Антониони оказался очень симпатичным, немного грустным немолодым человеком, одетым с подчеркнутой простотой. По-английски он говорил примерно так же плохо, как и я, что, конечно, способствовало взаимному пониманию. «Чем могу служить?» - спросил я. «Видите ли, я задумал поставить фильм-сказку. По ходу действия дети, играющие в городском дворе - настоящем каменном мешке, - запускают воздушного змея, который улетает в космос. Может ли это быть?» - «Вы придумали, маэстро, прелестную сказку, а в сказке всё возможно!» Насчёт сказок Антониони разбирался, во всяком случае, не хуже меня. Нет, его интересовало - может ли это быть с точки зрения науки! «Я вынужден Вас разочаровать - с точки зрения науки это не может быть!» - «Я понимаю, - сказал Антониони - что этого не может быть с точки зрения науки сегодняшнего дня.

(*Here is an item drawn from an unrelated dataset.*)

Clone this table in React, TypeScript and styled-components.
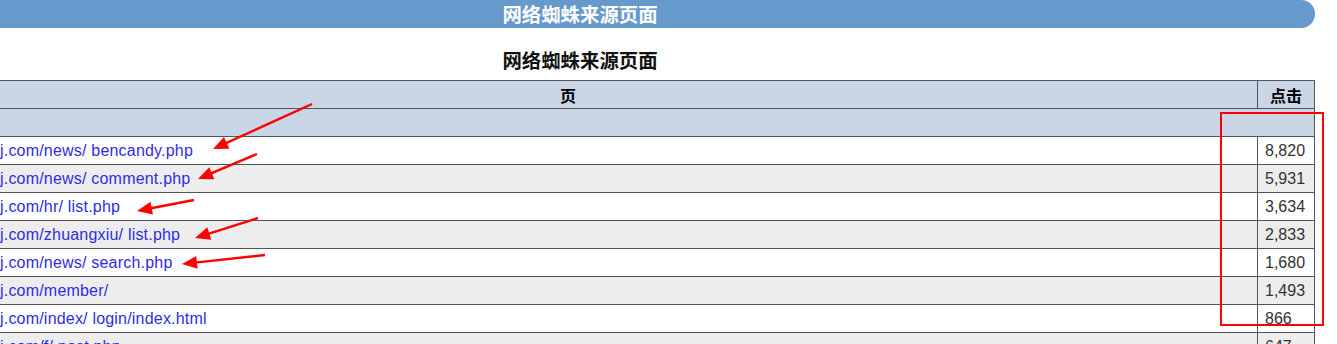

Но может быть, через 200-300 лет наука уже не будет исключать такую возможность?» - «Боюсь, что и через 1000 лет позиция науки в этом пункте не изменится. Разве что детишки оснастят свою игрушку каким-нибудь аннигиляционно-гравитационным двигателем». Нет, такой двигатель маэстро Антониони не устраивал - он разрушал его милую задумку. Я стал ему объяснять, что только первобытные люди и современные, обремененные полузнаниями цивилизованные дикари верят (именно верят) в безграничные возможности науки. На самом деле настоящая наука - это сумма запретов. Например, вся физика состоит из трёх запретов: а) нельзя построить перпетуум-мобиле первого и второго рода, б) нельзя передать сигнал со скоростью большей, чем скорость света в пустоте, в) нельзя одновременно измерить координату и скорость электрона. Антониони помрачнел. Запреты были ему явно не по душе. Провожая его, я рассказал ему историю с «Красной пустыней», финкой и важной восточной персоной. «Неплохой сюжет для сценария, не так ли?» - сказал я. Насколько я мог заметить, эта история не произвела ожидаемого впечатления на знаменитого режиссера. Впрочем, может быть, я ошибаюсь».
Шкловский И.С., в Сб.: Рассказы из книги «Эшелон», Пути в незнаемое. Писатели рассказывают о науке, Сборник XXII, М., «Советский писатель», 1990 г., с. 476-480.